*STATED TASK:*
Write out the data below in full, unchanged, minus the images.

-- begin --

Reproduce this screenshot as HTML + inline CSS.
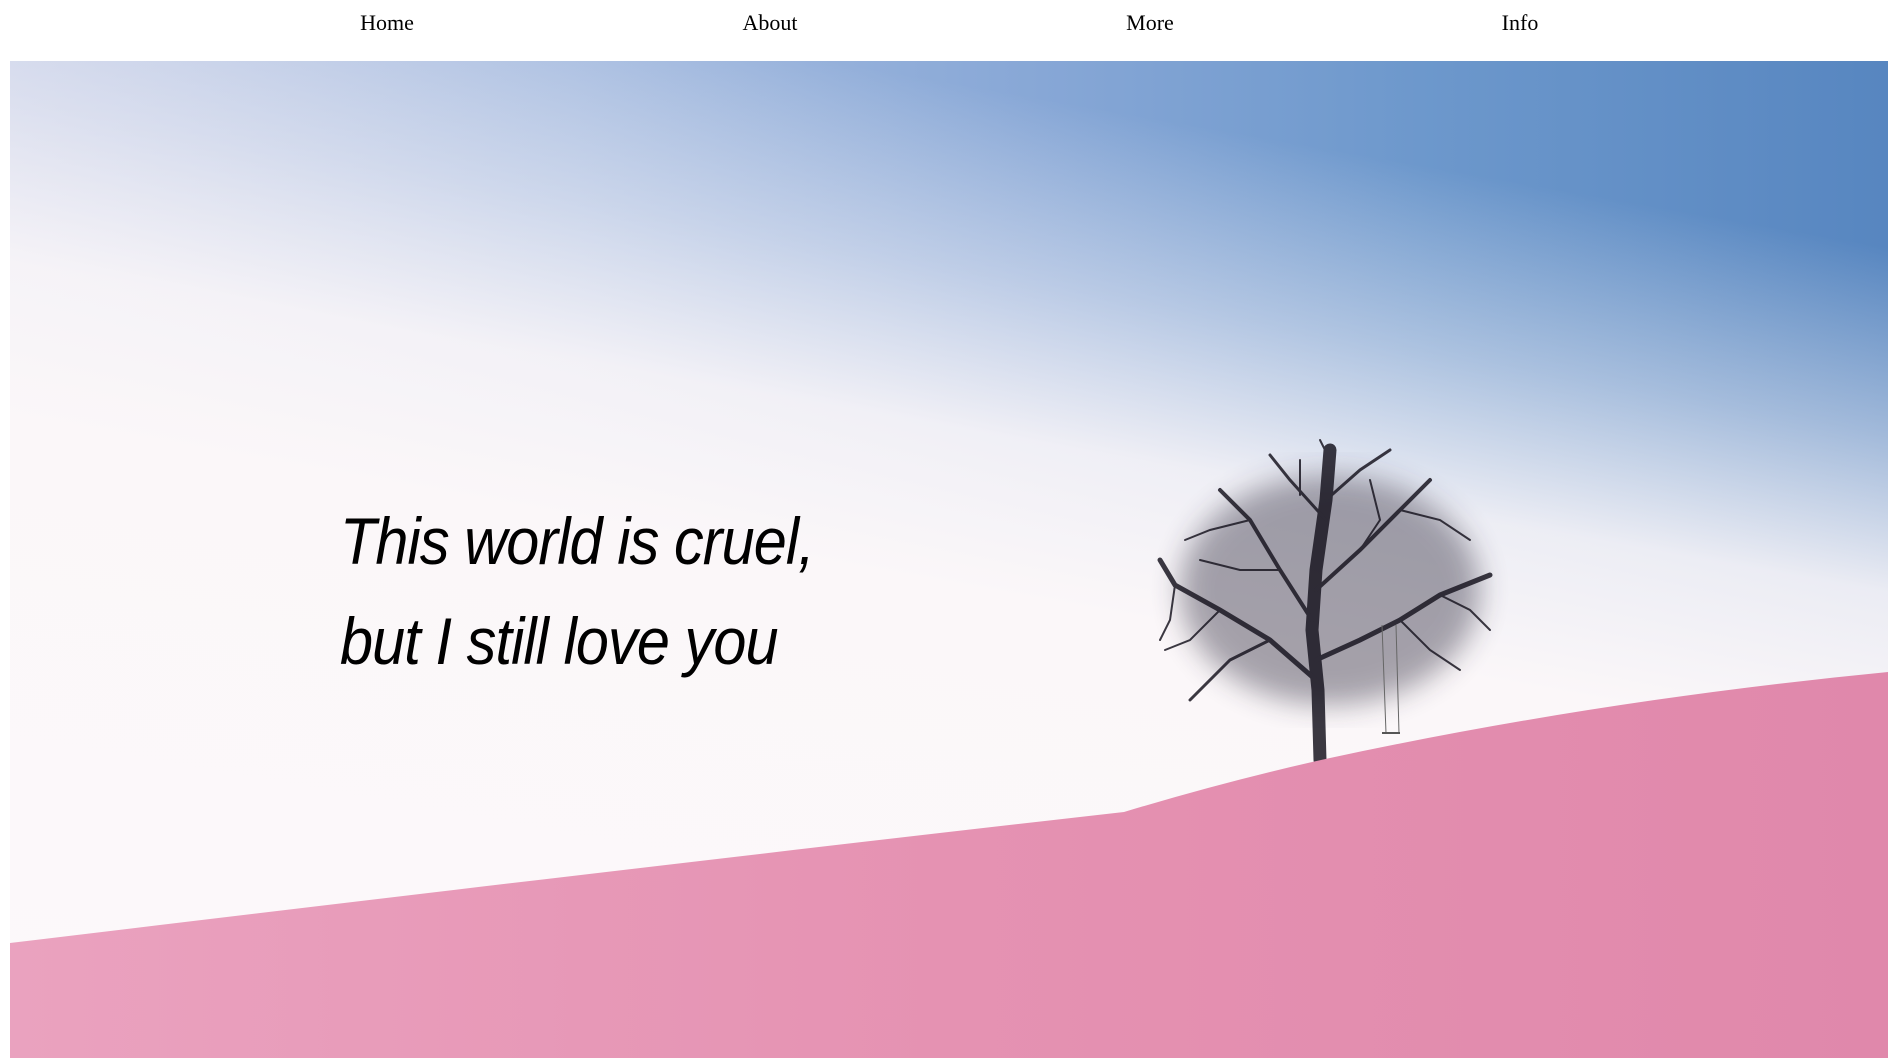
<!DOCTYPE html>
<html><head><meta charset="utf-8"><style>
html,body{margin:0;padding:0;width:1896px;height:1058px;overflow:hidden;background:#fff}
nav{position:absolute;top:0;left:0;width:1896px;height:61px}
nav span{position:absolute;top:10px;font:22px "Liberation Serif",serif;color:#000;transform:translateX(-50%)}
#hero{position:absolute;left:10px;top:61px;width:1878px;height:997px;overflow:hidden;
background:
linear-gradient(190deg,rgba(251,247,249,0) 14%,rgba(251,247,249,0.45) 28%,rgba(251,247,249,0.9) 40%,#fbf7f9 52%,#fcf9fa 100%),
linear-gradient(90deg,#c3cde7 0%,#a6bce0 30%,#87a7d6 55%,#6d98cc 75%,#5786c0 100%);}
.t{position:absolute;left:330px;font:italic 66px "Liberation Sans",sans-serif;color:#000;letter-spacing:-1px;transform:scaleX(0.9);transform-origin:left}
</style></head><body>
<nav><span style="left:387px">Home</span><span style="left:770px">About</span><span style="left:1150px">More</span><span style="left:1520px">Info</span></nav>
<div id="hero">
<svg width="1878" height="997" style="position:absolute;left:0;top:0">
<defs>
<linearGradient id="g" x1="0" y1="0" x2="1" y2="0"><stop offset="0" stop-color="#eaa2bf"/><stop offset="0.5" stop-color="#e592b2"/><stop offset="1" stop-color="#e088ab"/></linearGradient>
<filter id="b"><feGaussianBlur stdDeviation="14"/></filter>
</defs>
<g transform="translate(-10,-61)">
<ellipse cx="1330" cy="590" rx="150" ry="115" fill="#2e2a3c" opacity="0.42" filter="url(#b)"/>
<g stroke="#1a1722" fill="none" stroke-linecap="round" opacity="0.85">
<path d="M1320 760 L1318 690 L1312 630 L1316 570 L1326 500 L1330 450" stroke-width="13"/>
<path d="M1316 680 L1270 640 L1220 610 L1175 585 L1160 560" stroke-width="5"/>
<path d="M1316 660 L1360 640 L1400 620 L1440 595 L1490 575" stroke-width="5"/>
<path d="M1312 620 L1280 570 L1250 520 L1220 490" stroke-width="4"/>
<path d="M1316 590 L1360 550 L1400 510 L1430 480" stroke-width="4"/>
<path d="M1326 520 L1290 480 L1270 455" stroke-width="3"/>
<path d="M1326 500 L1360 470 L1390 450" stroke-width="3"/>
<path d="M1270 640 L1230 660 L1190 700" stroke-width="3"/>
<path d="M1400 620 L1430 650 L1460 670" stroke-width="2"/>
<path d="M1220 610 L1190 640 L1165 650" stroke-width="2"/>
<path d="M1250 520 L1210 530 L1185 540" stroke-width="2"/>
<path d="M1400 510 L1440 520 L1470 540" stroke-width="2"/>
<path d="M1360 550 L1380 520 L1370 480" stroke-width="2"/>
<path d="M1280 570 L1240 570 L1200 560" stroke-width="2"/>
<path d="M1440 595 L1470 610 L1490 630" stroke-width="2"/>
<path d="M1175 585 L1170 620 L1160 640" stroke-width="2"/>
<path d="M1330 460 L1320 440" stroke-width="2"/>
<path d="M1300 495 L1300 460" stroke-width="2"/>
</g>
<line x1="1382" y1="625" x2="1386" y2="733" stroke="#666" stroke-width="1"/>
<line x1="1396" y1="625" x2="1399" y2="733" stroke="#666" stroke-width="1"/>
<path d="M1382 733 L1400 733" stroke="#555" stroke-width="2"/>
<path d="M10 943 Q700 860 1124 812 Q1230 780 1330 758 Q1600 700 1888 672 L1888 1058 L10 1058 Z" fill="url(#g)"/>
</g>
</svg>
<div class="t" style="top:442px">This world is cruel,</div>
<div class="t" style="top:542px">but I still love you</div>
</div>
</body></html>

-- end --

*TASK OUTPUT:*
Reproduce this screenshot as HTML + inline CSS.
<!DOCTYPE html>
<html><head><meta charset="utf-8"><style>
html,body{margin:0;padding:0;width:1896px;height:1058px;overflow:hidden;background:#fff}
nav{position:absolute;top:0;left:0;width:1896px;height:61px}
nav span{position:absolute;top:10px;font:22px "Liberation Serif",serif;color:#000;transform:translateX(-50%)}
#hero{position:absolute;left:10px;top:61px;width:1878px;height:997px;overflow:hidden;
background:
linear-gradient(190deg,rgba(251,247,249,0) 14%,rgba(251,247,249,0.45) 28%,rgba(251,247,249,0.9) 40%,#fbf7f9 52%,#fcf9fa 100%),
linear-gradient(90deg,#c3cde7 0%,#a6bce0 30%,#87a7d6 55%,#6d98cc 75%,#5786c0 100%);}
.t{position:absolute;left:330px;font:italic 66px "Liberation Sans",sans-serif;color:#000;letter-spacing:-1px;transform:scaleX(0.9);transform-origin:left}
</style></head><body>
<nav><span style="left:387px">Home</span><span style="left:770px">About</span><span style="left:1150px">More</span><span style="left:1520px">Info</span></nav>
<div id="hero">
<svg width="1878" height="997" style="position:absolute;left:0;top:0">
<defs>
<linearGradient id="g" x1="0" y1="0" x2="1" y2="0"><stop offset="0" stop-color="#eaa2bf"/><stop offset="0.5" stop-color="#e592b2"/><stop offset="1" stop-color="#e088ab"/></linearGradient>
<filter id="b"><feGaussianBlur stdDeviation="14"/></filter>
</defs>
<g transform="translate(-10,-61)">
<ellipse cx="1330" cy="590" rx="150" ry="115" fill="#2e2a3c" opacity="0.42" filter="url(#b)"/>
<g stroke="#1a1722" fill="none" stroke-linecap="round" opacity="0.85">
<path d="M1320 760 L1318 690 L1312 630 L1316 570 L1326 500 L1330 450" stroke-width="13"/>
<path d="M1316 680 L1270 640 L1220 610 L1175 585 L1160 560" stroke-width="5"/>
<path d="M1316 660 L1360 640 L1400 620 L1440 595 L1490 575" stroke-width="5"/>
<path d="M1312 620 L1280 570 L1250 520 L1220 490" stroke-width="4"/>
<path d="M1316 590 L1360 550 L1400 510 L1430 480" stroke-width="4"/>
<path d="M1326 520 L1290 480 L1270 455" stroke-width="3"/>
<path d="M1326 500 L1360 470 L1390 450" stroke-width="3"/>
<path d="M1270 640 L1230 660 L1190 700" stroke-width="3"/>
<path d="M1400 620 L1430 650 L1460 670" stroke-width="2"/>
<path d="M1220 610 L1190 640 L1165 650" stroke-width="2"/>
<path d="M1250 520 L1210 530 L1185 540" stroke-width="2"/>
<path d="M1400 510 L1440 520 L1470 540" stroke-width="2"/>
<path d="M1360 550 L1380 520 L1370 480" stroke-width="2"/>
<path d="M1280 570 L1240 570 L1200 560" stroke-width="2"/>
<path d="M1440 595 L1470 610 L1490 630" stroke-width="2"/>
<path d="M1175 585 L1170 620 L1160 640" stroke-width="2"/>
<path d="M1330 460 L1320 440" stroke-width="2"/>
<path d="M1300 495 L1300 460" stroke-width="2"/>
</g>
<line x1="1382" y1="625" x2="1386" y2="733" stroke="#666" stroke-width="1"/>
<line x1="1396" y1="625" x2="1399" y2="733" stroke="#666" stroke-width="1"/>
<path d="M1382 733 L1400 733" stroke="#555" stroke-width="2"/>
<path d="M10 943 Q700 860 1124 812 Q1230 780 1330 758 Q1600 700 1888 672 L1888 1058 L10 1058 Z" fill="url(#g)"/>
</g>
</svg>
<div class="t" style="top:442px">This world is cruel,</div>
<div class="t" style="top:542px">but I still love you</div>
</div>
</body></html>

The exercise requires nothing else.